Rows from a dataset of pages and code
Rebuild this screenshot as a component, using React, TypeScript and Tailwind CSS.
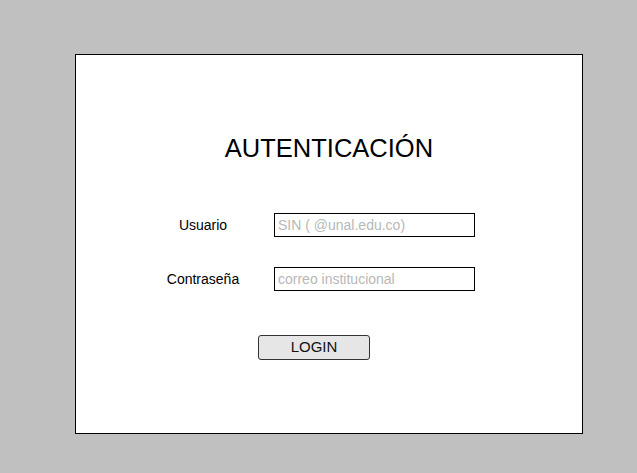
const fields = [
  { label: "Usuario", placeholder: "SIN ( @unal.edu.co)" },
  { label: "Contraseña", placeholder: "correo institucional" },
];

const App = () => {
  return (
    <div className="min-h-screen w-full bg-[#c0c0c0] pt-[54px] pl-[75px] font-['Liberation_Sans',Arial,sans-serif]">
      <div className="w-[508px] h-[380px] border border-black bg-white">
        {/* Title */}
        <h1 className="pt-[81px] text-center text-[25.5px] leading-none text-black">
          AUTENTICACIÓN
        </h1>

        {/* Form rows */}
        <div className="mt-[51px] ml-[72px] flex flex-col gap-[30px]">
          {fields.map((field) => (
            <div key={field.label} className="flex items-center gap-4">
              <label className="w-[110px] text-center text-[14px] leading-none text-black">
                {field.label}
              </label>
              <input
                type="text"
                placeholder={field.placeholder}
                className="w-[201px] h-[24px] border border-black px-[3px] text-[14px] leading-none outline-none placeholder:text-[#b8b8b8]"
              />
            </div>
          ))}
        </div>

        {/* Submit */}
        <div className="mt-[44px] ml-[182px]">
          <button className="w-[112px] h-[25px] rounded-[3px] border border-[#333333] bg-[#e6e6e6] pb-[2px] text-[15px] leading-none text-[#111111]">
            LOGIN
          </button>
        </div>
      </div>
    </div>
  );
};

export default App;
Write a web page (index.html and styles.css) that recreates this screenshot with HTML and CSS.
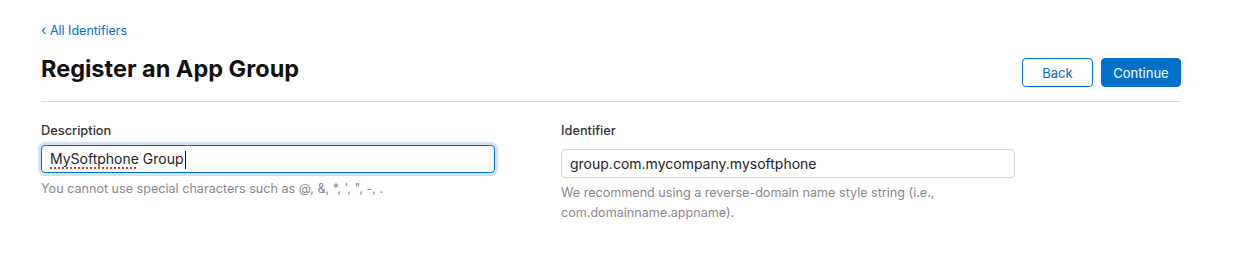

[WRITTEN REQUEST]
Could you repeat all of the material exactly? Pictures should not be copied.

[OUTPUT OF THE TASK]
Rebuild this screenshot as a component, using React, TypeScript and Tailwind CSS.
const fields = [
  { label: "Usuario", placeholder: "SIN ( @unal.edu.co)" },
  { label: "Contraseña", placeholder: "correo institucional" },
];

const App = () => {
  return (
    <div className="min-h-screen w-full bg-[#c0c0c0] pt-[54px] pl-[75px] font-['Liberation_Sans',Arial,sans-serif]">
      <div className="w-[508px] h-[380px] border border-black bg-white">
        {/* Title */}
        <h1 className="pt-[81px] text-center text-[25.5px] leading-none text-black">
          AUTENTICACIÓN
        </h1>

        {/* Form rows */}
        <div className="mt-[51px] ml-[72px] flex flex-col gap-[30px]">
          {fields.map((field) => (
            <div key={field.label} className="flex items-center gap-4">
              <label className="w-[110px] text-center text-[14px] leading-none text-black">
                {field.label}
              </label>
              <input
                type="text"
                placeholder={field.placeholder}
                className="w-[201px] h-[24px] border border-black px-[3px] text-[14px] leading-none outline-none placeholder:text-[#b8b8b8]"
              />
            </div>
          ))}
        </div>

        {/* Submit */}
        <div className="mt-[44px] ml-[182px]">
          <button className="w-[112px] h-[25px] rounded-[3px] border border-[#333333] bg-[#e6e6e6] pb-[2px] text-[15px] leading-none text-[#111111]">
            LOGIN
          </button>
        </div>
      </div>
    </div>
  );
};

export default App;
Write a web page (index.html and styles.css) that recreates this screenshot with HTML and CSS.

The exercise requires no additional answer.